MaSquF-coupled spectrophotometric activity assays for MaSqoD

In a typical assay, a 200 μL reaction mixture containing 2 μM SqoD and excess (10 μM) SquF, 0.5 mM SQ, 5 mM α-KG, 25 μM FeSO₄, 50 μM ascorbic acid and 0.5 mM NADPH in 50 mM Tris-HCl pH 7.5 and 100 mM NaCl was prepared. For enzyme dose-dependent assays, the concentration of SqoD was varied from 0.25 μM to 4 μM while a fixed, saturating substrate concentration of 5 mM SQ was used. The concentration of SqoD in the following experiments was 2 μM. To determine the optimal reaction pH, the reaction buffer was replaced with 50 mM of different buffers: 2-(N-morpholino) ethanesulfonic acid (MES), pH 5.5, 6.5; Tris-HCl, pH 7.0, 7.5, 8.0; 3-(cyclohexylamino)-2-hydroxy-1-propanesulfonic acid (CAPSO), pH 9.0, 10.0. To determine the apparent Michaelis-Menten kinetic parameters of SqoD, assays were carried out at optimal pH with varying concentrations of the substrates. The K_M values for SQ was determined by keeping the concentration of α-ketoglutarate (α-KG) at 5 mM while varying the concentration of SQ from 0.25 mM to 8 mM. The K_M value for α-KG was determined by keeping the concentration of SQ at 5 mM while varying the concentration of αKG from 3 μM to 200 μM). The absorbance of each assay mixture was monitored at 340 nm, at 10 s intervals. GraphPad Prism 9 was used for data analysis.

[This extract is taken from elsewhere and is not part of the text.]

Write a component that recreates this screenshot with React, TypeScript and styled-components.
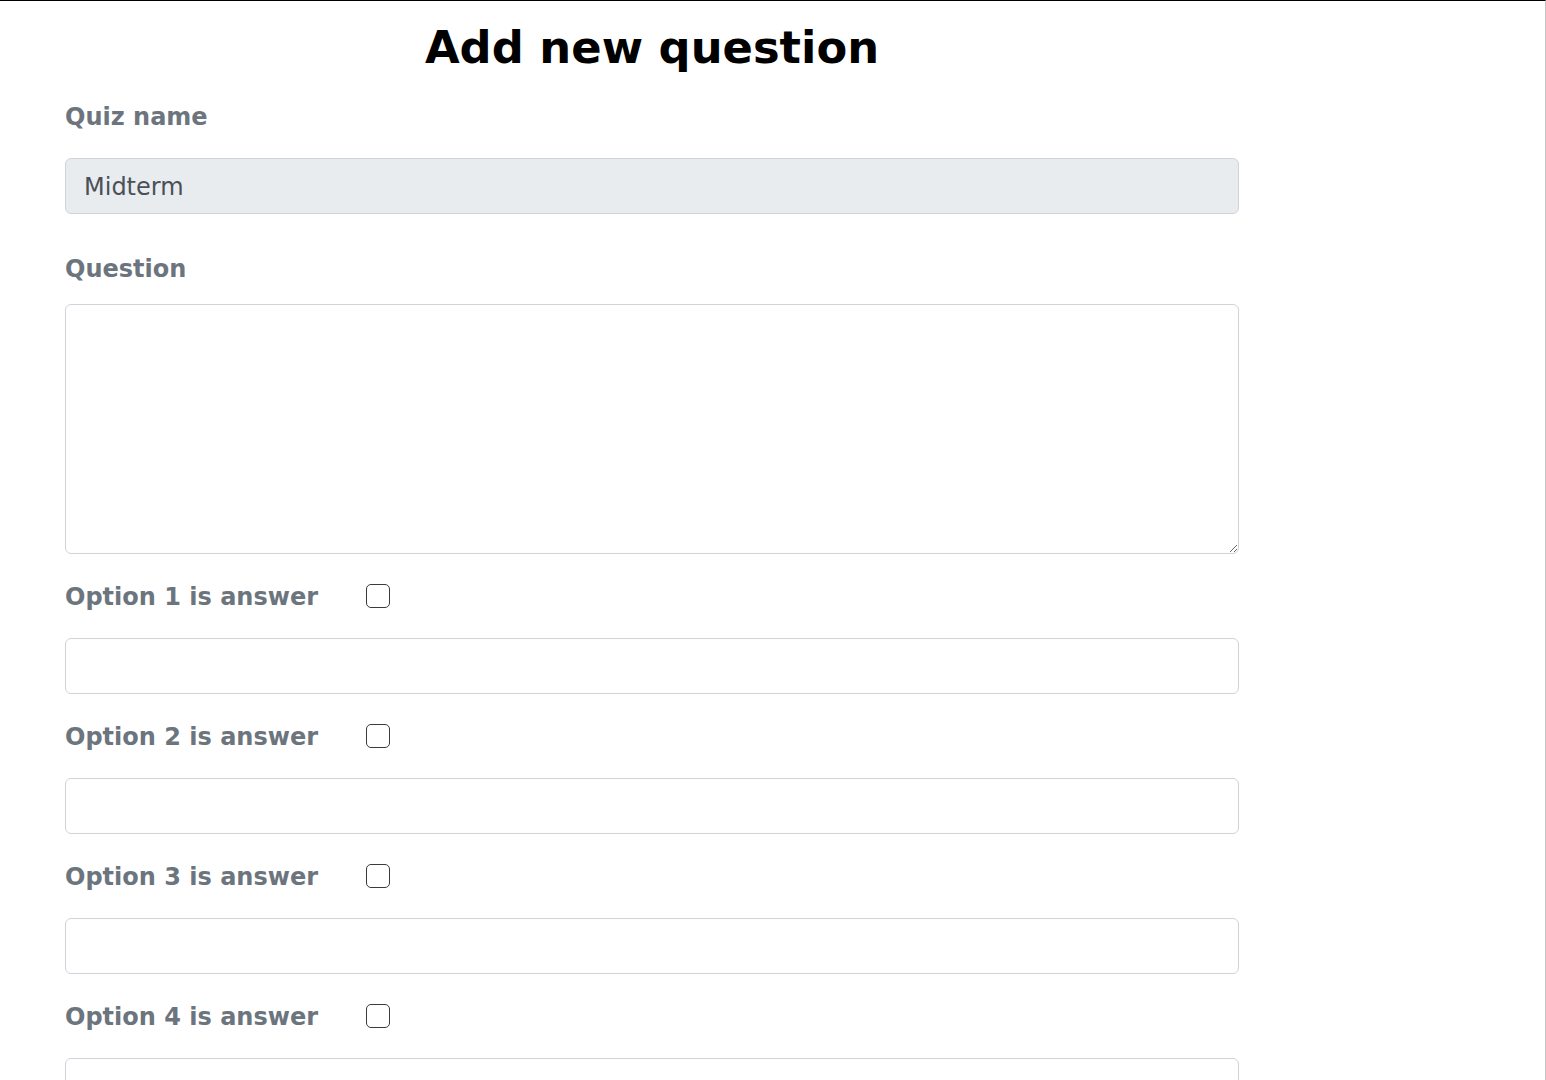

Quantification and statistical analysis

The data analysis was performed by using GraphPad Prism 9 software. The biochemistry experiments were repeated at least twice and the data were expressed as the mean ± SEM. Bar graphs and scatter blots represent the mean ± standard deviation (SD), when indicated. ANOVA was used followed by Tukey’s multiple comparison post-test comparing all pairs of conditions when multiple conditions were compared. Significant differences were indicated according to the p-values by asterisks with ∗∗∗∗ for p < 0.0001, ∗∗∗ for 0.0001 < p < 0.001, ∗∗ for 0.001 < p < 0.01, and ∗ for 0.01 < p < 0.05. Non-significant differences are indicated by n.s.

Published: August 31, 2023

Data and code availability

• •Source data underlying Figures 2, 3, 4, 5, 6, S3–S6, and S8 have been deposited at Mendeley Data and are publicly available as of the date of publication. Accession link is listed in the key resources table.
• •This paper does not report original code.
• •Any additional information required to reanalyze the data reported in this paper is available from the lead contact upon request.